**AIM OF THE EXERCISE:** For the entries below, copy exactly the line that contains "Generate a component" through the line that contains "import React from 'react';", both ends included, and exclude all pictures.

**PROVIDED RECORDS:**

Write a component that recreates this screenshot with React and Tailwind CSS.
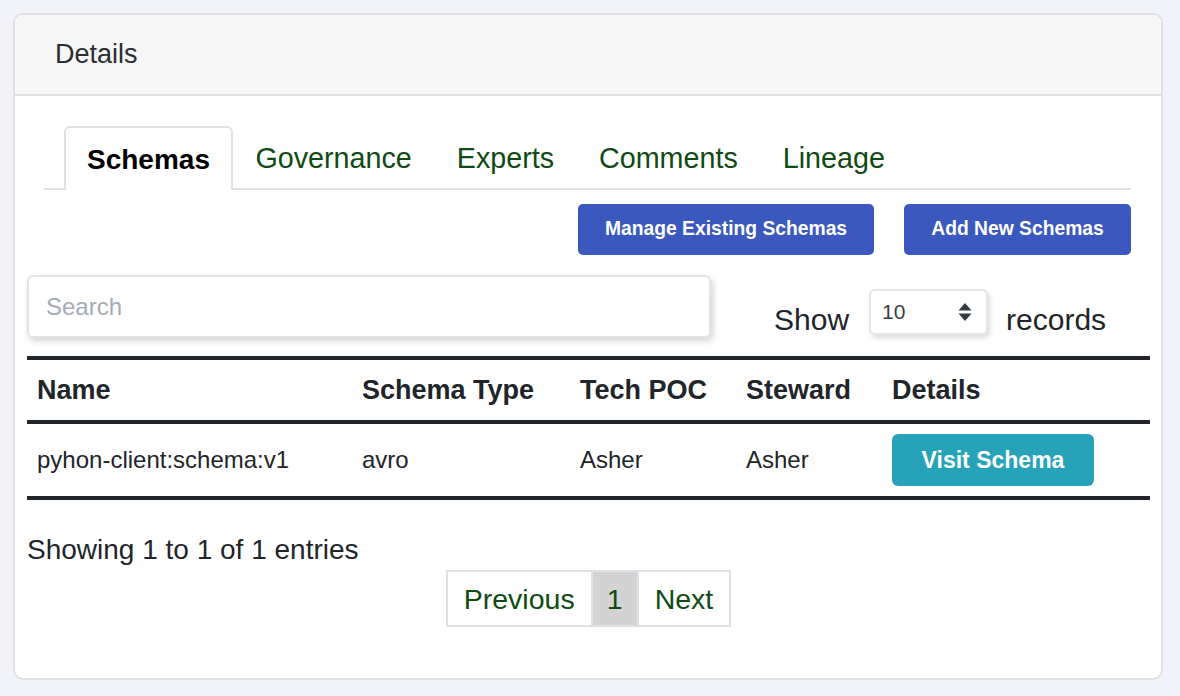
export default function App() {
    const tabs = ['Schemas', 'Governance', 'Experts', 'Comments', 'Lineage'];

    return (
        <div className="min-h-screen bg-[#f2f3f8] p-[13px] font-['Liberation_Sans',Arial,sans-serif] text-[#212529]">
            <div className="w-[1150px] h-[667px] rounded-[10px] border-2 border-[#dfe0e4] bg-white overflow-hidden">
                {/* Card header */}
                <div className="h-[81px] bg-[#f7f7f7] border-b-2 border-[#dfe0e4] pl-[40px] flex items-center">
                    <span className="text-[27px] text-[#2b2f33]">Details</span>
                </div>

                {/* Tabs */}
                <div className="pl-[29px] pr-[30px] pt-[30px]">
                    <div className="flex border-b-2 border-[#dee2e6]">
                        {tabs.map((t, i) => (
                            i === 0 ? (
                                <div key={t} className="ml-[20px] -mb-[2px] h-[64px] px-[21px] border-2 border-b-0 border-[#dee2e6] rounded-t-[6px] bg-white flex items-center pt-[1px] text-[28px] font-bold text-black">
                                    {t}
                                </div>
                            ) : (
                                <div key={t} className="h-[62px] px-[22.5px] flex items-center pt-[3px] text-[28.7px] text-[#0f4a14]">
                                    {t}
                                </div>
                            )
                        ))}
                    </div>
                    <div className="flex justify-end gap-[30px] mt-[14px]">
                        <button className="w-[296px] h-[51px] rounded-[5px] bg-[#3a58bd] text-white text-[19.3px] font-bold">Manage Existing Schemas</button>
                        <button className="w-[227px] h-[51px] rounded-[5px] bg-[#3a58bd] text-white text-[19.3px] font-bold">Add New Schemas</button>
                    </div>
                </div>

                {/* Table area */}
                <div className="pl-[12px] pr-[11px]">
                    <div className="flex items-start h-[63px] mt-[20px]">
                        <div className="w-[684px] h-[63px] rounded-[6px] border-2 border-[#e1e4e8] shadow-[2px_3px_6px_rgba(0,0,0,0.18)] flex items-center pl-[17px] text-[24px] text-[#a3acb5]">
                            Search
                        </div>
                        <div className="flex items-start mt-[14px] ml-[63px]">
                            <span className="mt-[13px] leading-[36px] text-[30px] text-[#212529]">Show</span>
                            <div className="ml-[20px] w-[119px] h-[46px] rounded-[6px] border-2 border-[#e1e4e8] shadow-[2px_3px_5px_rgba(0,0,0,0.15)] flex items-center justify-between pl-[11px] pr-[14px]">
                                <span className="text-[21px] text-[#3a3f44]">10</span>
                                <svg width="14" height="20" viewBox="0 0 14 20">
                                    <path d="M7 1 L13.5 8.5 H0.5 Z" fill="#343a40" />
                                    <path d="M7 19 L13.5 11.5 H0.5 Z" fill="#343a40" />
                                </svg>
                            </div>
                            <span className="ml-[18px] mt-[13px] leading-[36px] text-[30px] text-[#212529]">records</span>
                        </div>
                    </div>

                    <table className="w-full mt-[18px] border-collapse">
                        <thead>
                            <tr className="border-t-4 border-b-4 border-[#212529] h-[64px] text-left">
                                <th className="w-[325px] pl-[10px] text-[27px] font-bold">Name</th>
                                <th className="w-[218px] pl-[10px] text-[27px] font-bold">Schema Type</th>
                                <th className="w-[166px] pl-[10px] text-[27px] font-bold">Tech POC</th>
                                <th className="w-[146px] pl-[10px] text-[27px] font-bold">Steward</th>
                                <th className="pl-[10px] text-[27px] font-bold">Details</th>
                            </tr>
                        </thead>
                        <tbody>
                            <tr className="border-b-4 border-[#212529] h-[76px] text-[24px]">
                                <td className="pl-[10px]">pyhon-client:schema:v1</td>
                                <td className="pl-[10px]">avro</td>
                                <td className="pl-[10px]">Asher</td>
                                <td className="pl-[10px]">Asher</td>
                                <td className="pl-[10px]">
                                    <button className="w-[202px] h-[52px] rounded-[6px] bg-[#27a3b9] text-white text-[23px] font-bold">Visit Schema</button>
                                </td>
                            </tr>
                        </tbody>
                    </table>

                    <div className="mt-[32px] leading-[36px] text-[28px] text-[#212529]">Showing 1 to 1 of 1 entries</div>

                    <div className="flex justify-center mt-[2px]">
                        <div className="flex h-[57px] border-2 border-[#dee2e6] text-[28.5px] text-[#0f4a14]">
                            <div className="px-[16px] flex items-center pt-[2px]">Previous</div>
                            <div className="w-[48px] border-x-2 border-[#dee2e6] bg-[#d3d3d3] flex items-center justify-center pt-[2px]">1</div>
                            <div className="px-[16px] flex items-center pt-[2px]">Next</div>
                        </div>
                    </div>
                </div>
            </div>
        </div>
    );
}
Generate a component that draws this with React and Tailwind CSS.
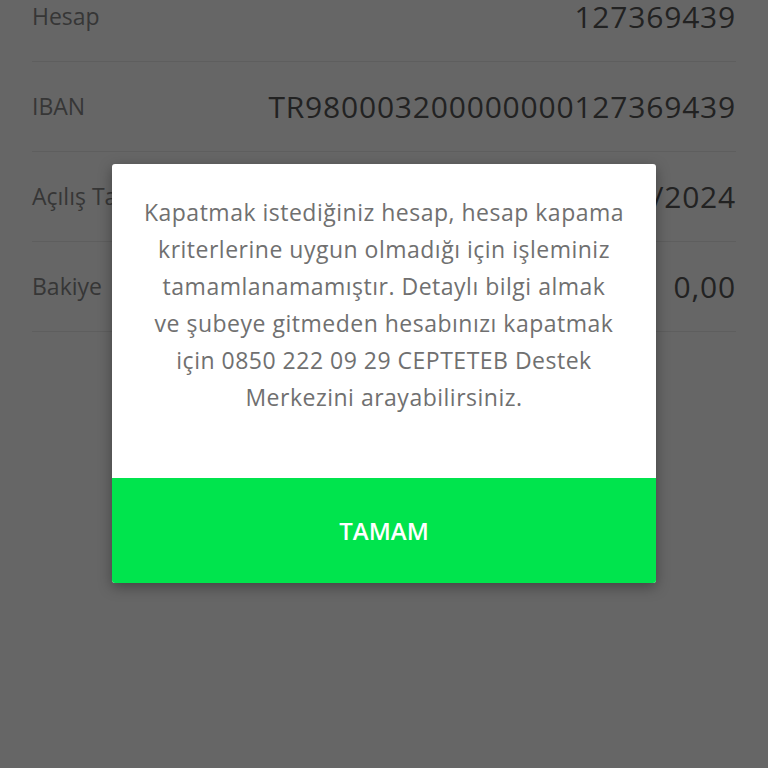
import React from 'react';

const rows = [
  { label: 'Hesap', value: '127369439' },
  { label: 'IBAN', value: 'TR980003200000000127369439' },
  { label: 'Açılış Tarihi', value: '12/03/2024' },
  { label: 'Bakiye', value: '0,00' },
];

const message = [
  'Kapatmak istediğiniz hesap, hesap kapama',
  'kriterlerine uygun olmadığı için işleminiz',
  'tamamlanamamıştır. Detaylı bilgi almak',
  've şubeye gitmeden hesabınızı kapatmak',
  'için 0850 222 09 29 CEPTETEB Destek',
  'Merkezini arayabilirsiniz.',
];

const App = () => {
  return (
    <div
      className="relative h-[768px] w-[768px] overflow-hidden bg-[#666666]"
      style={{ fontFamily: '"Open Sans", "Liberation Sans", sans-serif' }}
    >
      <div className="-mt-[28px] px-[32px]">
        {rows.map((row) => (
          <div
            key={row.label}
            className="flex h-[90px] items-center justify-between border-b border-[#5e5e5e]"
          >
            <span className="text-[23px] text-[#363636]">{row.label}</span>
            <span className="text-[30px] tracking-[0.8px] text-[#222222]">{row.value}</span>
          </div>
        ))}
      </div>

      <div className="absolute left-[112px] top-[164px] w-[544px] overflow-hidden rounded-[3px] bg-white shadow-[0_4px_14px_rgba(0,0,0,0.35)]">
        <div className="pb-[62px] pt-[30px] text-center text-[23px] leading-[37px] tracking-[0.5px] text-[#707070]">
          {message.map((line) => (
            <div key={line} className="whitespace-nowrap">
              {line}
            </div>
          ))}
        </div>
        <button
          type="button"
          className="flex h-[105px] w-full items-center justify-center bg-[#00e44d] text-[24px] font-semibold text-white"
        >
          TAMAM
        </button>
      </div>
    </div>
  );
};

export default App;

**EXERCISE SOLUTION:**
Generate a component that draws this with React and Tailwind CSS.
import React from 'react';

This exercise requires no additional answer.